As rehiring prospects dim, unions shift their attention to retraining

Fewer American production workers are expected to turn out more goods as the national economy improves after the worst recession in 40 years. For the United Automobile Workers, currently in convention in Dallas, and other industrial unions, such a prospect is grim. It means that for the first time since World War II, recovery from a recession is not likely to push employment to new highs. Many of the jobs lost through layoffs over the past several years will not be refilled.

Alfred S. Warren Jr., vice-president for industrial relations at General Motors Corporation, has been blunt about that, saying recently, ''We at GM are going to employ fewer people than we had before.''

Because of the poor rehiring prospects, organized labor is making job security and retraining major objectives.
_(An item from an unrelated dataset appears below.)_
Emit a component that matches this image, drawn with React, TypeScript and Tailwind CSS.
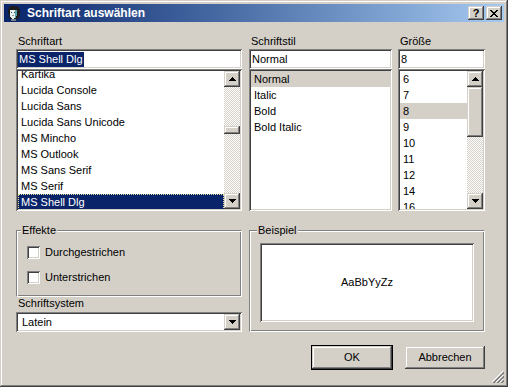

A number of unions with bargaining coming up this year are formulating demands for a share of the profits springing from savings made through automation. There is also talk of ''taxes'' on robots that displace production workers. The money would be used primarily to retrain and relocate workers who lose jobs.

With UAW in the forefront, unions are also insisting that workers - through their unions - be given more voice in decisions affecting plant jobs. UAW has a seat on the Chrysler corporate board now. Its contracts in auto and other industries often require job retraining for those displaced.

The problem is: retraining for what jobs?

Much of the job growth will be in services and in high technology. The first is a field that jobless industrial workers will not enter very willingly because it will mean less pay. The second poses particular problems for the older unemployed and the undereducated, for whom retraining may not be easy.

Corporation executives who attended a three-day Business Council conference in Hot Springs, Va., last weekend generally agreed that even a strong recovery - which few expect to come quickly - would not result in the rehiring of substantial numbers of the millions who have been laid off.

The talk was more about plans for increased mechanization and the use of robots than about possible recalls of furloughed workers.

Edward G. Jefferson, chairman of E.I. du Pont de Nemours & Co., said that ''just a few'' of the company's 13,000 workers who have been laid off are likely to be rehired even in a ''booming'' economy. The firm has doubled its capacity for producing synthetic fibers over the past decade with an increase of less than 5 percent in its work force.

The auto industry prospects being discussed bleakly at UAW's convention include heavy investments in automation before the end of the century, including some 25,000 new robots and other computerized equipment.

That, plus prospects for a smaller auto market, will mean continuing employment problems not only for UAW and communities with economies closely linked to the auto industry, but also in a wide range of allied industries. The Midwest, particularly, could be seriously affected, but large pockets of unemployment will cause problems throughout the country.

Most Reagan administration economists agree on the poor prospects for those on layoff. They predict only slow job growth in a period of ''moderate and sound economic growth,'' and suggest that it will take five to six years to bring the unemployment rate down to 6 percent or 7 percent. They talk of drops from the present 10.2 percent to 9.5 percent by the end of 1984, 8.5 percent in 1985, and 7.8 percent in 1986.